Microsoft Corp. yesterday confirmed that Excel 2007, the newest version of its market-leading spreadsheet, returns incorrect calculation results in some cases.
The math bug first surfaced Saturday on Microsoft's own Excel support newsgroup when a user named Molham Serry reported that when he multiplied 850 by 77.1, Excel 2007 returned 100,000 rather than the correct 65,535. Others on the newsgroup quickly took up the standard, eventually posting more than 120 messages to the thread. Among their findings: Other calculations claimed 100,000 was the correct answer.
Yesterday, the Excel team offered a mea culpa posting to a Microsoft company blog. "The majority of reports were focused on multiplication, but our testing showed that this really didn't have anything do to with multiplication," said David Gainer, lead project manager for Excel. "It manifested itself with many, but not all calculations in Excel that should have resulted in 65,535. Further testing showed a similar phenomenon with 65,536 as well."
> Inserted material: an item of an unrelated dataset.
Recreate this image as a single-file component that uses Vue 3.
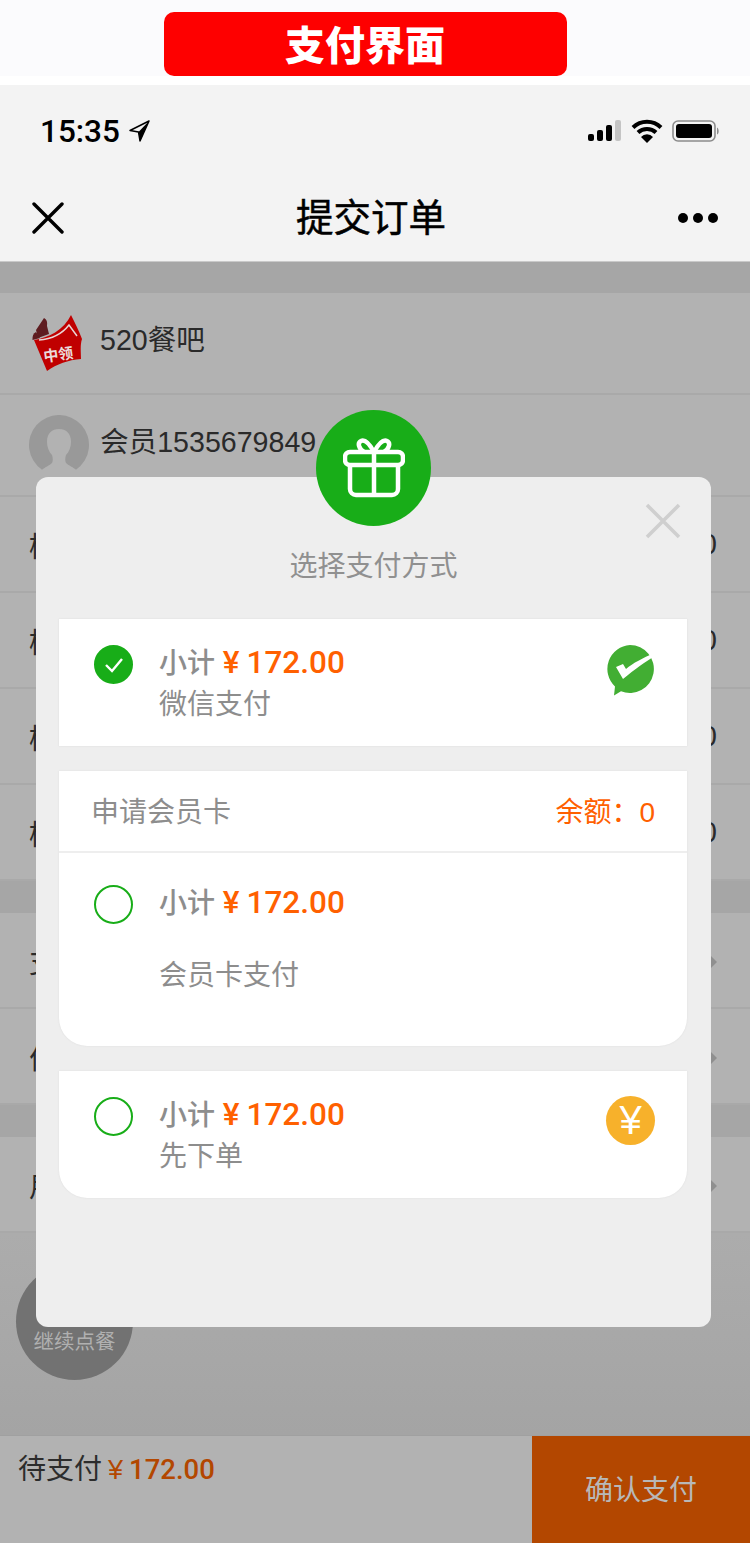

Only Excel 2007 is a math dummy. Earlier versions of the spreadsheet, including its immediate predecessor, give the correct answers.
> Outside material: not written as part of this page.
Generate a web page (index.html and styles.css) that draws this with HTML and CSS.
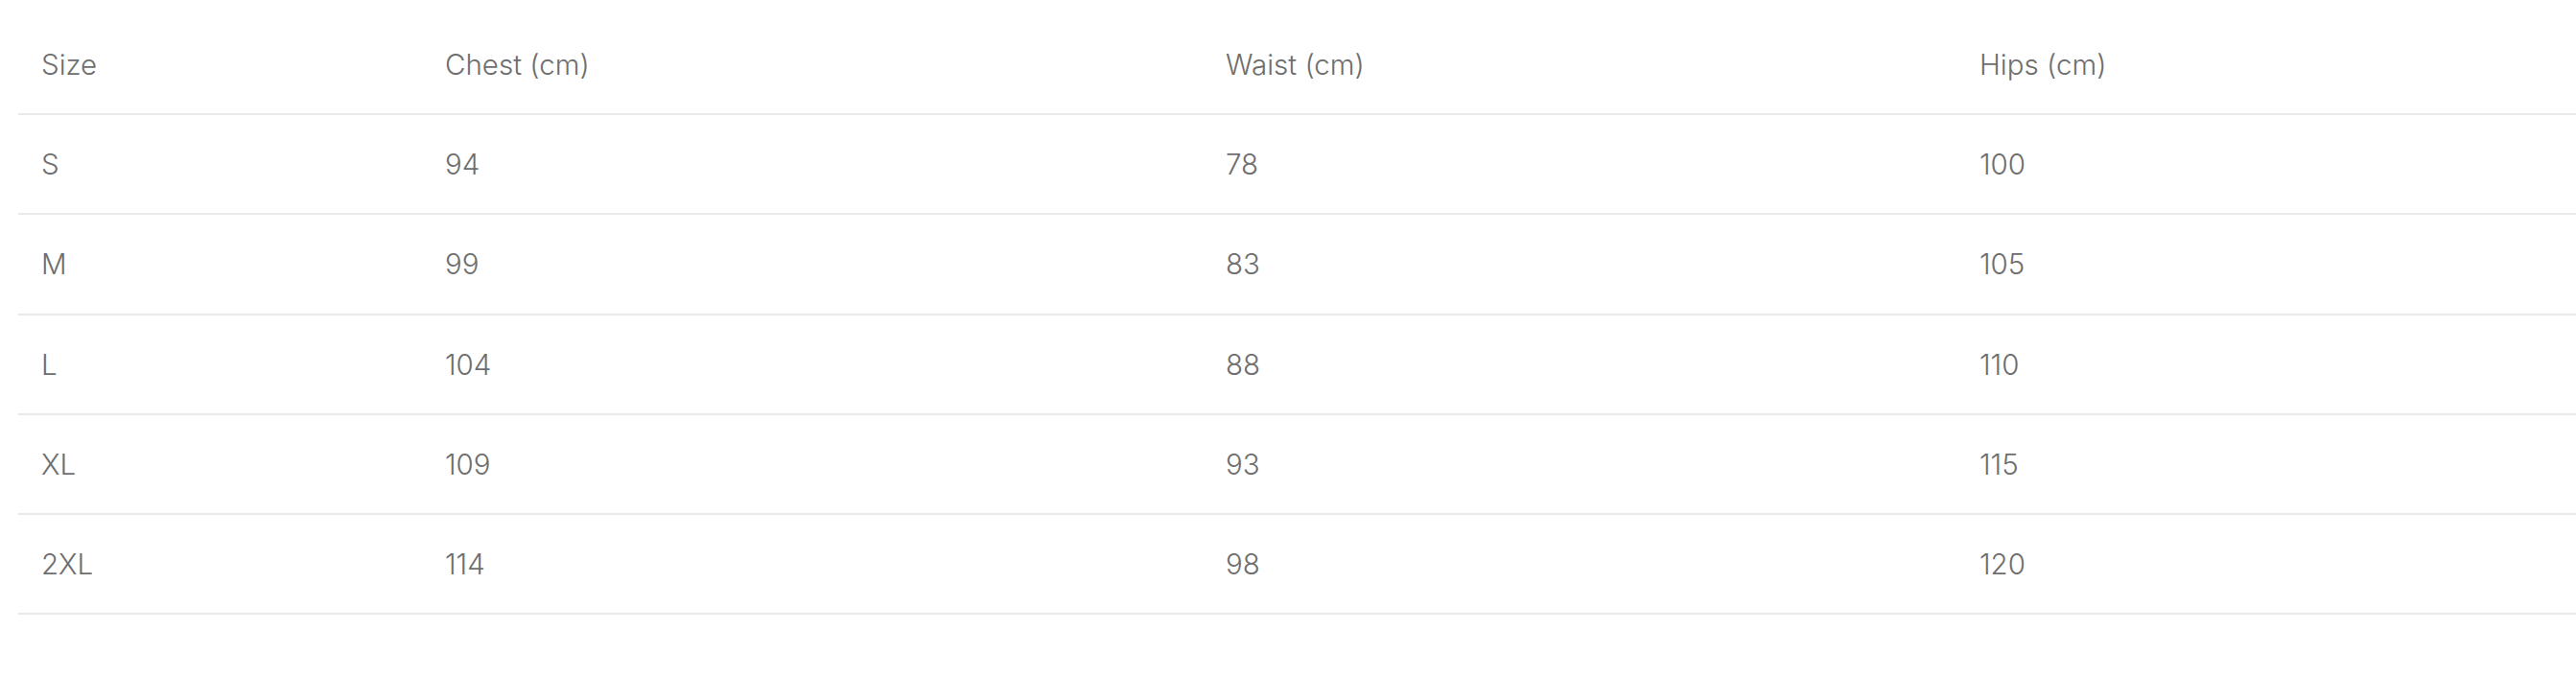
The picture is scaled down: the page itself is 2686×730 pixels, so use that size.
FILE: index.html
```html
<!DOCTYPE html>
<html lang="en">
<head>
<meta charset="utf-8">
<title>Size chart</title>
<link rel="stylesheet" href="styles.css">
</head>
<body>
<div class="size-chart">
  <table class="size-table">
    <colgroup>
      <col class="col-size">
      <col class="col-chest">
      <col class="col-waist">
      <col class="col-hips">
    </colgroup>
    <thead>
      <tr><th>Size</th><th>Chest (cm)</th><th>Waist (cm)</th><th>Hips (cm)</th></tr>
    </thead>
    <tbody>
      <tr><td>S</td><td>94</td><td>78</td><td>100</td></tr>
      <tr><td>M</td><td>99</td><td>83</td><td>105</td></tr>
      <tr><td>L</td><td>104</td><td>88</td><td>110</td></tr>
      <tr><td>XL</td><td>109</td><td>93</td><td>115</td></tr>
      <tr><td>2XL</td><td>114</td><td>98</td><td>120</td></tr>
    </tbody>
  </table>
</div>
</body>
</html>
```

FILE: styles.css
```css
html, body {
  margin: 0;
  padding: 0;
  background: #ffffff;
}

.size-chart {
  padding: 16px 0 0 19px;
}

.size-table {
  width: 100%;
  border-collapse: collapse;
  table-layout: fixed;
  font-family: Inter, "Liberation Sans", sans-serif;
  font-size: 29.5px;
  font-weight: 300;
  color: #6e6e6e;
}

.col-size { width: 421px; }
.col-chest { width: 814px; }
.col-waist { width: 786px; }

.size-table th,
.size-table td {
  text-align: left;
  font-weight: 300;
  padding: 30px 24px;
  line-height: 42.2px;
  border-bottom: 2px solid #e9e9e9;
  white-space: nowrap;
}
```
Gainer said that the bug isn't in Excel's calculations, but in code that takes values and formats them to be displayed in the worksheet. To prove that Excel knows its multiplication tables, he suggested entering 850*77.1 in Excel 2007 -- yielding the incorrect 100,000 -- then multiplying the result by 2. The spreadsheet will return the right value, 131,070, not 200,000.
Excel displays the wrong result in an even dozen cases, Gainer added, all involving six floating-point numbers around 65,535 and 65,536. "All other calculation results are not affected," he said.
A fix for Excel -- and for SharePoint's Excel Services, which also sports the bug -- is in the works, Gainer said. He didn't set a date for the bug fix release, saying only that "we expect [it] to happen very soon." The patch will be posted for downloading, presumably to Microsoft's download site, and will also be pushed to users via a future Windows Update and a Windows Server Update Services offering. A Microsoft spokeswoman, however, said a date had not been set for the fix, or for its appearance on WU and WSUS.
Microsoft's next scheduled security patch day is Oct. 9.